Without diving into some crazy physical and chemical characteristics of GaAs, I want to first talk about how these materials emit and absorb light, commonly known as the photoelectric effect.

Photoelectric effect is the generation of free electrons or holes when light is shined on the material. Electrons emitted in this manner can be called photoelectrons. The light particles or photons have a characteristic energy which is proportional to the frequency of the light. To avoid confusion, I will call free electrons or holes charged carriers in the following context.

The photoelectric effect is also a two-way process. If we give bounded carriers photon energy, they can hop to a higher energy state; oppositely, when charged carriers fall back to their original states, they can produce photons or light.

An interesting fact is that the famous physicist Albert Einstein received the Nobel Prize for his discovery of the law of the photoelectric effect instead of his notable work, the theories of relativity.

In our case of concern, the advantage of GaAs is that it has a direct band gap, which means that it can be used to absorb and emit light efficiently. Silicon, on the other hand, has an indirect band gap, so it requires other physical mechanisms to create photons.

What’s more?

Image by Enrique Jiménez via flickr

For semiconductors, when electrons absorb abundant photon energy, it will transit to a higher energy state or the conduction band. Meanwhile if we apply a voltage bias at the sides of the semiconductor material, the charged carriers will start flowing towards the electrodes, hence forming an electrical current.

In reality, the electrons tend not to stay at the high energy conduction band for a long time. Just like most physical systems in which particles prefer to stay at a steady state. Therefore, electrons will drop back to its original state, the valance band rather quickly.

This drop back action or more scientifically speaking, carrier recombination, will take place within picoseconds up to microseconds depending on the properties of the material and other environmental factors.

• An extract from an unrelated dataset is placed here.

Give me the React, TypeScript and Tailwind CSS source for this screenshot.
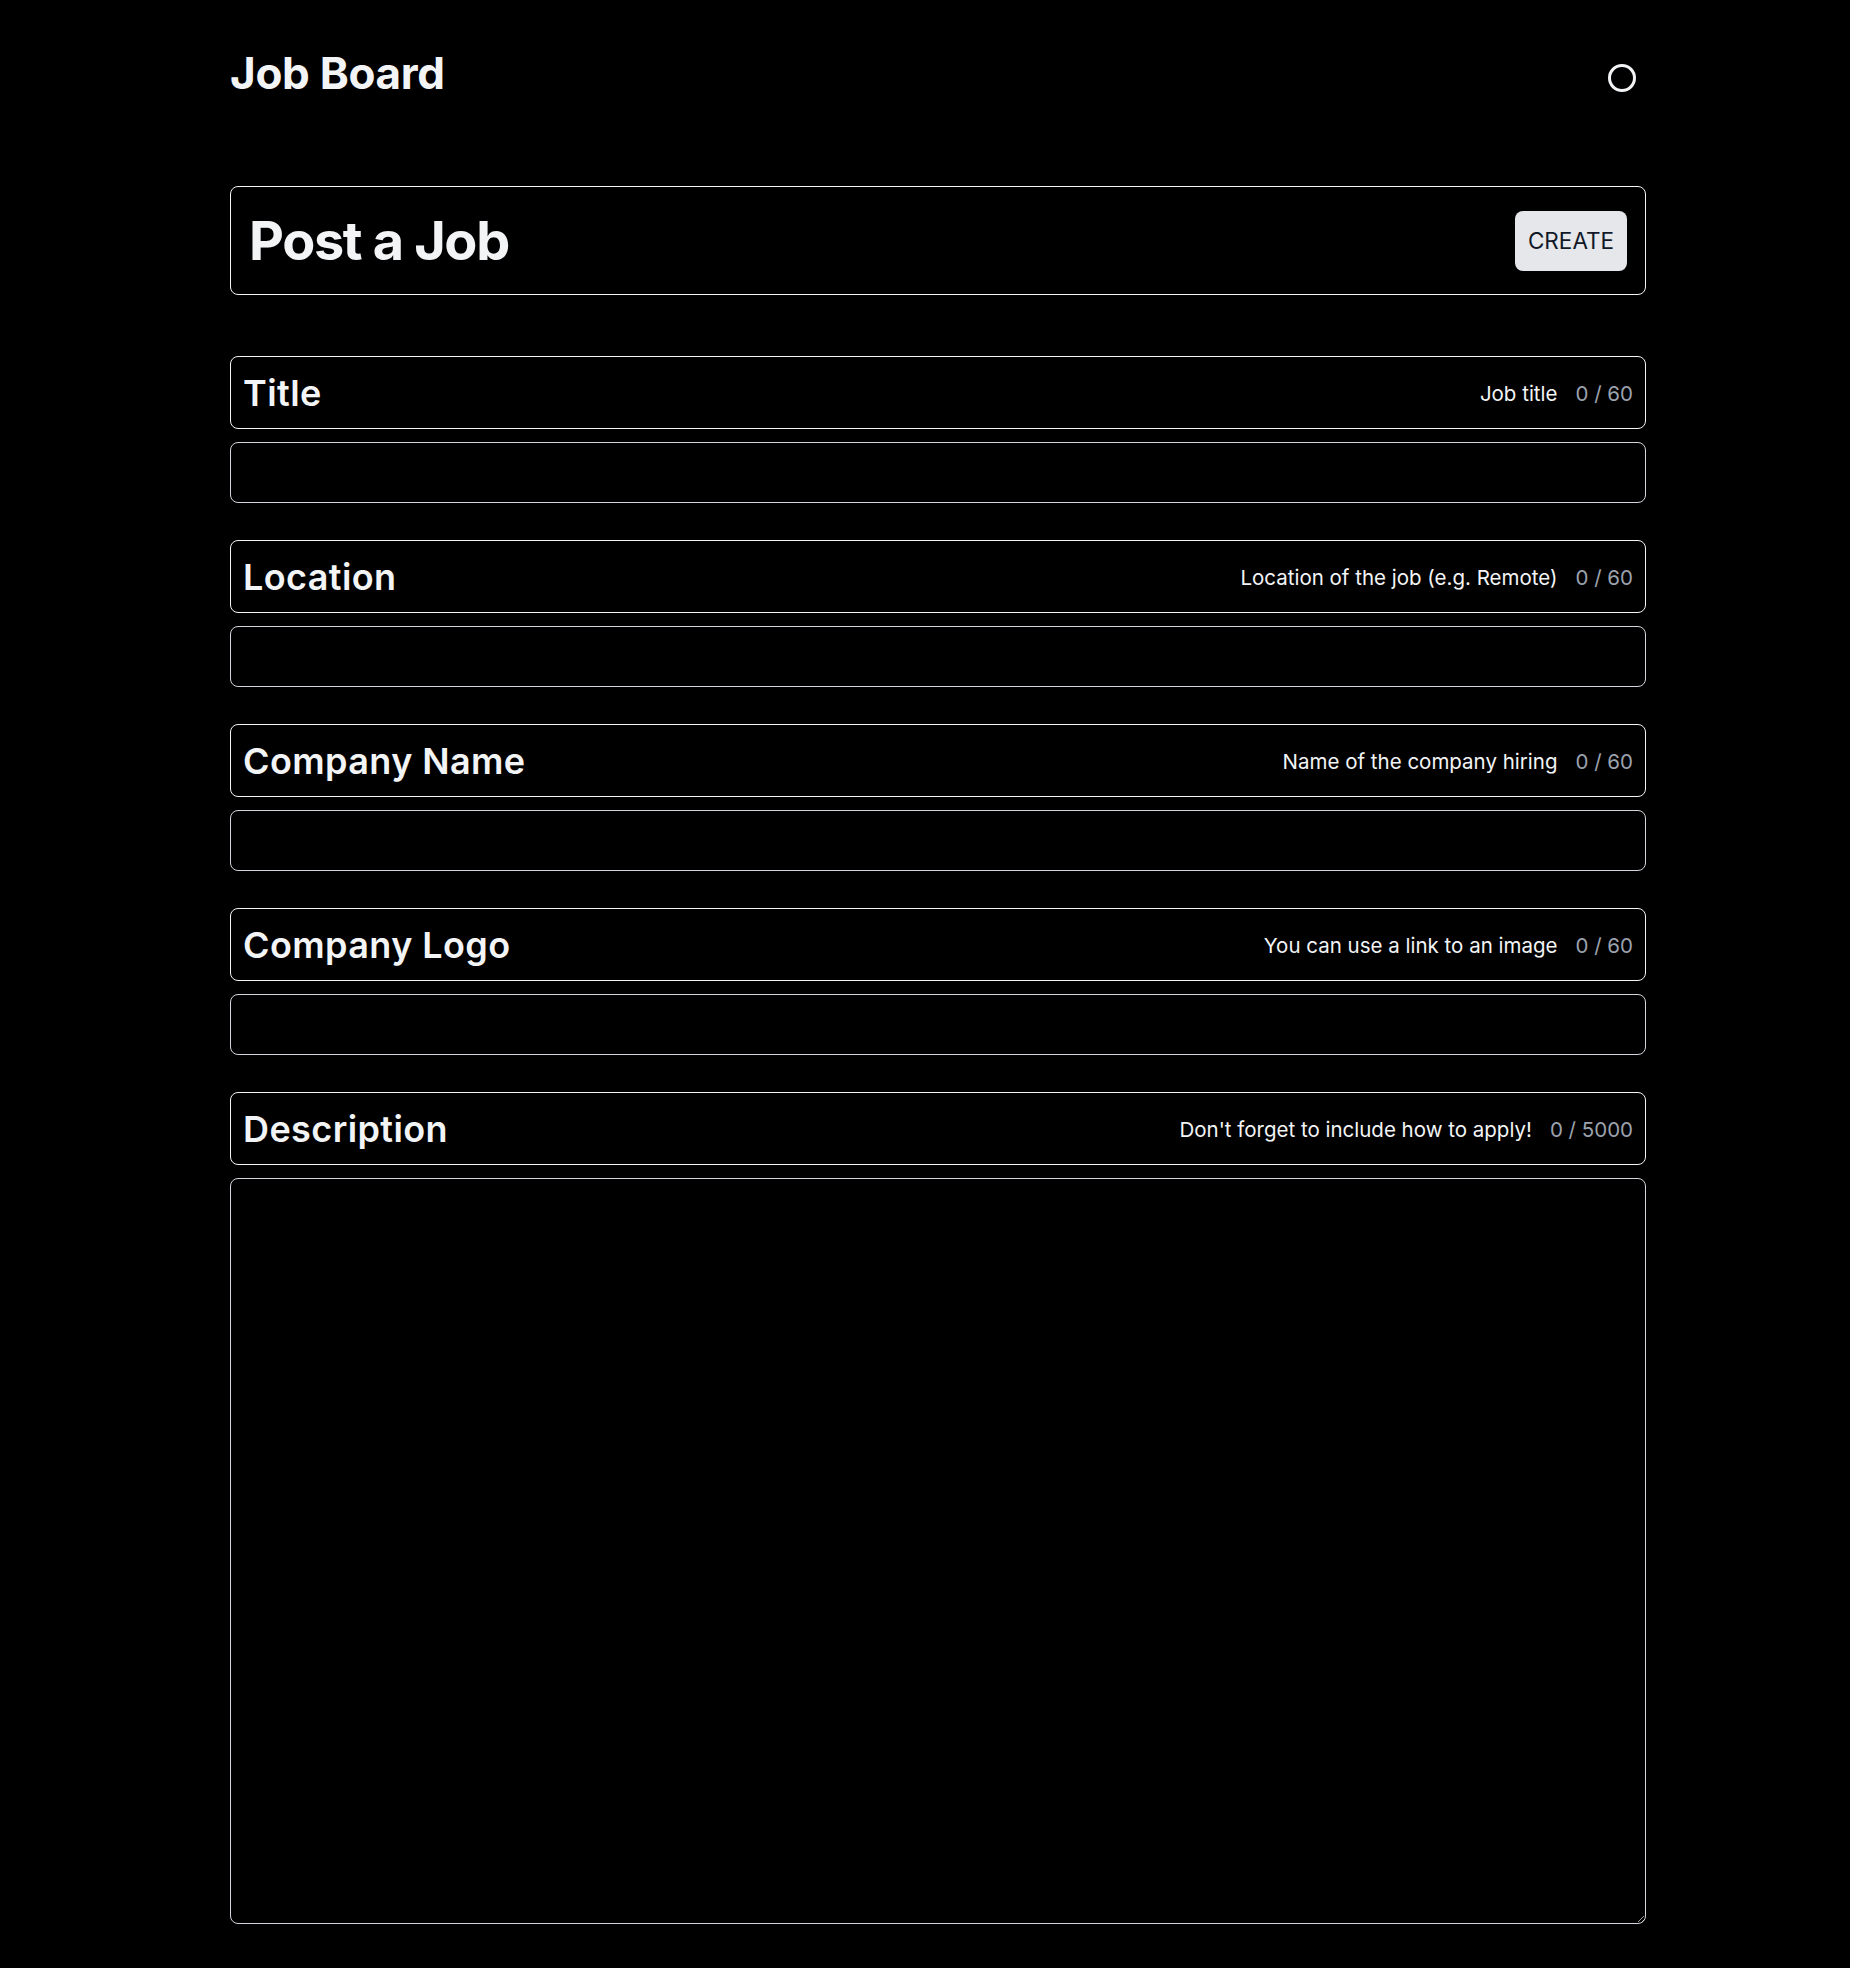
import React from "react";

type Field = { label: string; hint: string; max: number };

const fields: Field[] = [
  { label: "Title", hint: "Job title", max: 60 },
  { label: "Location", hint: "Location of the job (e.g. Remote)", max: 60 },
  { label: "Company Name", hint: "Name of the company hiring", max: 60 },
  { label: "Company Logo", hint: "You can use a link to an image", max: 60 },
];

function Header({ f }: { f: Field }) {
  return (
    <div className="h-[73px] border border-[#f3f4f6] rounded-[8px] flex items-center justify-between pl-[12px] pr-[12px]">
      <span className="text-[36px] leading-none font-semibold tracking-[0.4px] text-[#f3f4f6]">{f.label}</span>
      <span className="flex items-center text-[20.5px] leading-none pt-[3px]">
        <span className="text-[#f3f4f6]">{f.hint}</span>
        <span className="ml-[18px] text-[#9ca3af]">0 / {f.max}</span>
      </span>
    </div>
  );
}

export default function App() {
  return (
    <div className="min-h-[1968px] bg-black text-white" style={{ fontFamily: "Inter, 'Noto Sans', sans-serif" }}>
      <div className="ml-[230px] w-[1416px] pb-[45px]">
        <div className="flex items-start justify-between pt-[51px]">
          <h1 className="text-[44px] leading-none font-bold tracking-[-0.3px] text-[#f3f4f6]">Job Board</h1>
          <div className="mt-[13px] mr-[10px] w-[28px] h-[28px] rounded-full border-[3px] border-[#f3f4f6]" />
        </div>

        <div className="mt-[91px] h-[109px] border border-[#f3f4f6] rounded-[8px] flex items-center justify-between pl-[18px] pr-[18px]">
          <h2 className="text-[54px] leading-none font-bold text-[#f3f4f6] tracking-tight">Post a Job</h2>
          <button className="w-[112px] h-[60px] rounded-[8px] bg-[#e5e7eb] text-[#111827] text-[22.5px] leading-none pt-[2px]">
            CREATE
          </button>
        </div>

        <div className="mt-[61px] flex flex-col">
          {fields.map((f) => (
            <div key={f.label} className="flex flex-col mb-[37px]">
              <Header f={f} />
              <input
                className="mt-[13px] h-[61px] bg-black border border-[#d1d5db] rounded-[8px] px-3 text-white outline-none"
                aria-label={f.label}
              />
            </div>
          ))}
          <div className="flex flex-col">
            <Header f={{ label: "Description", hint: "Don't forget to include how to apply!", max: 5000 }} />
            <textarea
              className="mt-[13px] h-[746px] bg-black border border-[#d1d5db] rounded-[8px] p-3 text-white outline-none"
              aria-label="Description"
            />
          </div>
        </div>
      </div>
    </div>
  );
}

Once the electrons fall into the valance band, they can no longer be driven by the voltage bias, hence stopping the current flow.

By using scientific “timers” to measure the average time it takes for the electrons to recombine at the original states, we will obtain an important physical property to characterize a semiconductor material: The carrier lifetime.

Carrier lifetime is extremely sensitive to the smallest amounts of impurities or defects in the material and hence it is an ideal parameter for the characterization of material quality and process control. Throughout the twentieth century, scientists have thought of many ideas to measure the carrier lifetime of materials once the theory has matured.

In the late 1940s, physicists Haynes and Shockley conducted an experiment to measure the carrier lifetime of silicon for the first time. This experiment demonstrated that minority carriers in a semiconductor could result in a current that could be measured externally. Their results explicitly showed its capability of obtaining several crucial physical parameters: carrier lifetime, mobility and diffusion coefficient.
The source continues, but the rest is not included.